26De la même façon, lorsque Christelle évoque les rapports de genre au sein de sa famille, elle élabore son récit du passé en référence à des souvenirs mobilisés par ses co-militantes : “Alors, ce que je vois bien avec mes copines féministes, parce que c’est une question que j’ai beaucoup posée, c’est que les familles où il n’y a que des filles, on est beaucoup moins sensible à l’injustice parce qu’on est traité pareillement, les filles. Moi, j’avais beaucoup de mal à essuyer les plâtres pour obtenir toutes les autorisations et puis après j’ouvrais la voie pour mes sœurs. Tandis que la plupart des filles disaient : ‘ce n’est pas juste, le garçon pouvait faire ça et pas moi’. Moi j’étais vissée parce que voilà…”.

27Dans l’ébauche des premiers chapitres de ses mémoires, elle explique aussi : “Si je ne suis pas devenue féministe plus tôt, c’est sans doute aussi parce que je n’avais pas de frère. Je n’ai donc jamais éprouvé ce sentiment d’injustice directe qu’ont ressenti tant de femmes à qui on a dit, quand elles étaient enfants ou adolescentes : ‘Ton frère peut faire ça (grimper aux arbres, dire des gros mots, sortir tard), mais pas toi, parce que tu es une fille’”.

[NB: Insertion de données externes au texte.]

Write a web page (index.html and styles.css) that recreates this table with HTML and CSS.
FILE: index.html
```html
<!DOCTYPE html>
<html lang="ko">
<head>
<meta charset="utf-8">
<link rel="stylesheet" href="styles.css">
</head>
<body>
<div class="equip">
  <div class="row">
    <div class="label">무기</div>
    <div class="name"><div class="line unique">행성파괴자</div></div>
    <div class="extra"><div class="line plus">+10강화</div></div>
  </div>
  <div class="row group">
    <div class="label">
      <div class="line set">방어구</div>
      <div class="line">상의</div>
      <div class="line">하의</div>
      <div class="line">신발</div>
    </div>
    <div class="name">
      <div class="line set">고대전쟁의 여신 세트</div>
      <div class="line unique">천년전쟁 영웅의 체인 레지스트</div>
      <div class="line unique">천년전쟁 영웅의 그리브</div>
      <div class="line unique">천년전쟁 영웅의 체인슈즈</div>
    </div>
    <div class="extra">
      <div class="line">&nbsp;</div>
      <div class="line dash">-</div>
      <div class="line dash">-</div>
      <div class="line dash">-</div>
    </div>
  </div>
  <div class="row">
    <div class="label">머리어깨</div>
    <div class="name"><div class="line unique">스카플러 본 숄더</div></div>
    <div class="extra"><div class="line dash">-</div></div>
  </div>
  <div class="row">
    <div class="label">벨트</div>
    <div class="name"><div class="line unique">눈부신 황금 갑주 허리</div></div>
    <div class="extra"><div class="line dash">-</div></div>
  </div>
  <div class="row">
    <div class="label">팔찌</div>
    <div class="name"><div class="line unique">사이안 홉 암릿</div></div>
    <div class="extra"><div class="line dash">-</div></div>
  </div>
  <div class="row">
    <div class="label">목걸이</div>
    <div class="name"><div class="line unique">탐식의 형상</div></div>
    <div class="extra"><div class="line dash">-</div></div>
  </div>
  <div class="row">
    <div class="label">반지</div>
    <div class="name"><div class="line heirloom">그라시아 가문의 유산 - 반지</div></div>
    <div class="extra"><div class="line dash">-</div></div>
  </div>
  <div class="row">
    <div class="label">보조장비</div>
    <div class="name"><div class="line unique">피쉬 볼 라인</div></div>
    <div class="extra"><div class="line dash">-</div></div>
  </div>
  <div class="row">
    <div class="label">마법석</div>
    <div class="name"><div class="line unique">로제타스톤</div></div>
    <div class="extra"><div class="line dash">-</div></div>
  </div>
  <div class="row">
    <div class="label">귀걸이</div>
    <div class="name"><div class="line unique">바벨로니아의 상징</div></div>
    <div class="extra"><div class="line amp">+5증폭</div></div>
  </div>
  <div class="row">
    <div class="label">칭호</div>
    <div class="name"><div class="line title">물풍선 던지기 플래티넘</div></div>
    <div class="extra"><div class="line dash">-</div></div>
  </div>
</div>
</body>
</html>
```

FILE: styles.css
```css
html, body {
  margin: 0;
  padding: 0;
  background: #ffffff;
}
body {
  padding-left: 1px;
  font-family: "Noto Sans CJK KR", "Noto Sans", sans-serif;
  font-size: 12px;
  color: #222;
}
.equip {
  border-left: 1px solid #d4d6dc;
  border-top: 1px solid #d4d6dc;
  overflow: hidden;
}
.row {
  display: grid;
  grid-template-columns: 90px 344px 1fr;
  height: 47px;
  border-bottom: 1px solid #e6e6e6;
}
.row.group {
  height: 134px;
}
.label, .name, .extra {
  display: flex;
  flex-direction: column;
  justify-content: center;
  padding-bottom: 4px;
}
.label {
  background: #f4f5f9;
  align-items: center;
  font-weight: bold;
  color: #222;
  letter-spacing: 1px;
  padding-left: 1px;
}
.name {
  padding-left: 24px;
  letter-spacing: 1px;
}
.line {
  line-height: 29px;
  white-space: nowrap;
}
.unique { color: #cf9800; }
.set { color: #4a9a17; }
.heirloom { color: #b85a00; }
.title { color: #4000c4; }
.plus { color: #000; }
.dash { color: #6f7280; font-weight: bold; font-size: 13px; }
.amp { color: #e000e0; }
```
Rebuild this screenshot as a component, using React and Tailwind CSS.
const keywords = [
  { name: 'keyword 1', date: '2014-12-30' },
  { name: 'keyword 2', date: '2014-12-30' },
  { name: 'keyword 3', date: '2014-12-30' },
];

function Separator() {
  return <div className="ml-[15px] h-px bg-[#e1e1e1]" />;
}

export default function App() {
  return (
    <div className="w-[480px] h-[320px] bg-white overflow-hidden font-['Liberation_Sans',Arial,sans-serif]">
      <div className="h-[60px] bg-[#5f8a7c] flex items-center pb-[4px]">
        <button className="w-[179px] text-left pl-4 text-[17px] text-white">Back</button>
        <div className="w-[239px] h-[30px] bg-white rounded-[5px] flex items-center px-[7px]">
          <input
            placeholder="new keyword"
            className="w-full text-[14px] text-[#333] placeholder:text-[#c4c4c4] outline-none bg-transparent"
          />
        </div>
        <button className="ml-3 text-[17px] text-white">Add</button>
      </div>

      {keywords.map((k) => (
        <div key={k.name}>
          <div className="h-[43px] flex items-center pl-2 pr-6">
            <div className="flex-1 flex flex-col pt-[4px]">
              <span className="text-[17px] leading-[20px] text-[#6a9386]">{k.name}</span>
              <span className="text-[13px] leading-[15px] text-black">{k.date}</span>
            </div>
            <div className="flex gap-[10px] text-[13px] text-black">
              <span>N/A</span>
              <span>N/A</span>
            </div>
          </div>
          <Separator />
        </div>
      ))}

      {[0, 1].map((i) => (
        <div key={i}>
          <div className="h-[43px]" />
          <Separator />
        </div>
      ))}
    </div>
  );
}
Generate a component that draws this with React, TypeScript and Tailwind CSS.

28Ces formules, retrouvées chez d’autres interviewées, attestent du caractère relationnel des mémoires exprimées par les militantes. Mobilisant un souvenir personnel, ces féministes font référence à d’autres vécus montrant ainsi qu’elles ont eu accès aux expériences des autres et que les récits entendus agissent comme des filtres au travers desquels elles considèrent leur propre histoire.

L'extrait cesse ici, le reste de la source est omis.